Last week I began my second year of online learning with a 7th grade class in Deerfield Illinois. For me, living in Israel, this means waking up at 3:00a.m. to teach the 7:00p.m. Deerfield class. But despite the challenge (it usually takes me through Shabbat to get my internal clock back on track) I enjoy the interaction with the kids who are engaged, curious and ready to explore new concepts and ideas.
My 2014 class started off on an awkward note.
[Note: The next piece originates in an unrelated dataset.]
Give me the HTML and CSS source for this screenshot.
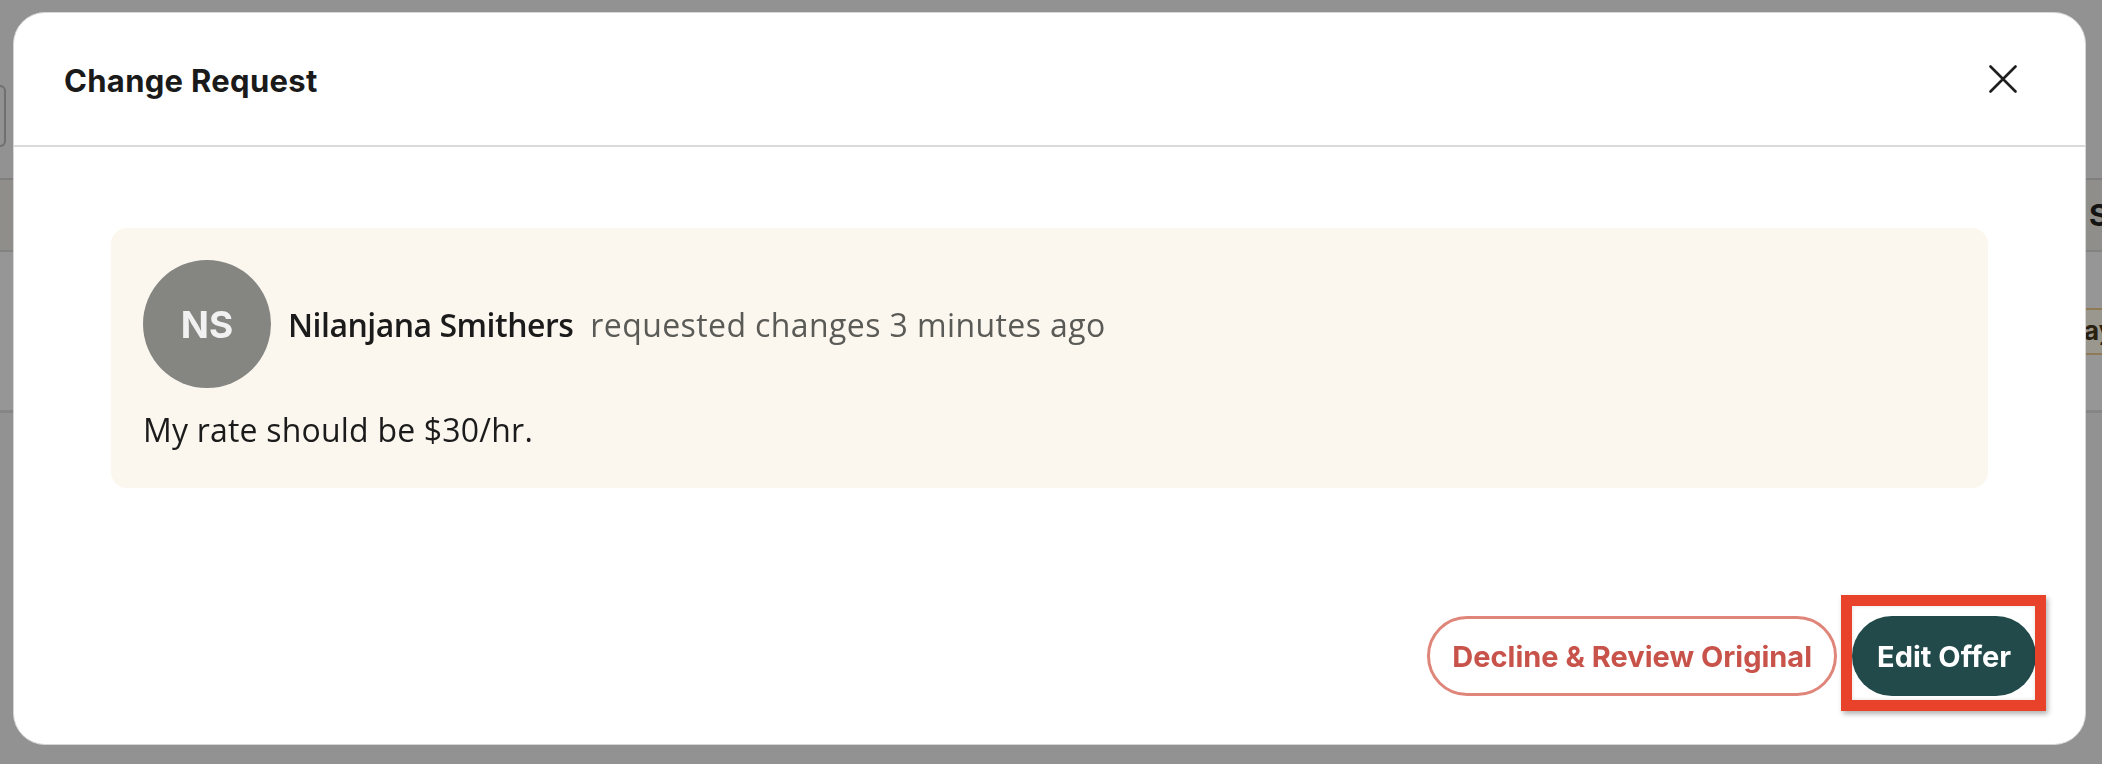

We are using the Webex conferencing software to facilitate the class and, immediately after I launched the class, I received a message from Webex to tell me that the "audio part of the conference is not working today." Since the class runs for half an hour, there seemed to be no reason to close the class and start it again which would have taken up more than half the class time so we decided to conduct the entire class on chat.
Luckily I'm a fast typist and I spent the next hour typing my heart out -- answering the kids' chat questions and comments, giving them directions and providing them with an overview of what subjects would be covered during their 9-week class on "Israel."
The second challenge occurred when Facebook failed me. To show the kids some of the unique aspects of Israel I had planned to have them take a look at the Facebook "Only In Israel" page. (https://www.facebook.com/groups/OnlyInIsrael/). I created a username and password so that the students would be able to click in but Facebook doesn't like multiple sign-ins from multiple devices and they effectively blocked my activity.
Live and learn. We moved on to the next activity and I quickly located an appropriate video that would fill in the class time.
1. There's more than one way to skin a cat. If something goes wrong, you can usually find your way around it and should be prepared to do so. In the future, I'm going to make sure that I always have an alternate platform available -- probably Skype. I don't like skype as well as Webex because it doesn't offer the same opportunity to post documents, videos and other materials directly on the screen. However, it would have been a lot easier to have moved over to Skype and continue the class there than to type like a madwoman for 60 minutes.
2. Always have a back-up lesson plan. I've found that, for a half-hour lesson, we generally have time for 2-3 activities including preparatory activities, the core information that I want to present and follow-up activities. It's important to have one extra activity ready to supplement anything that doesn't work.
When you're counting on technology to facilitate your lesson plan, you might as well assume that something won't work. If everything goes smoothly, that's great. But I will, in the future, be preparing a back-up plan for all of my lessons.
3. The kids will give you the benefit of the doubt. I don't think that I could get away with a chat lesson a second time but here, the students were willing to give me the benefit of the doubt. They participated fully and we completed the material. It didn't go as any of us had intended but no one took advantage of the technological lapse and they did their best to ensure that the lesson was, under the conditions, a success.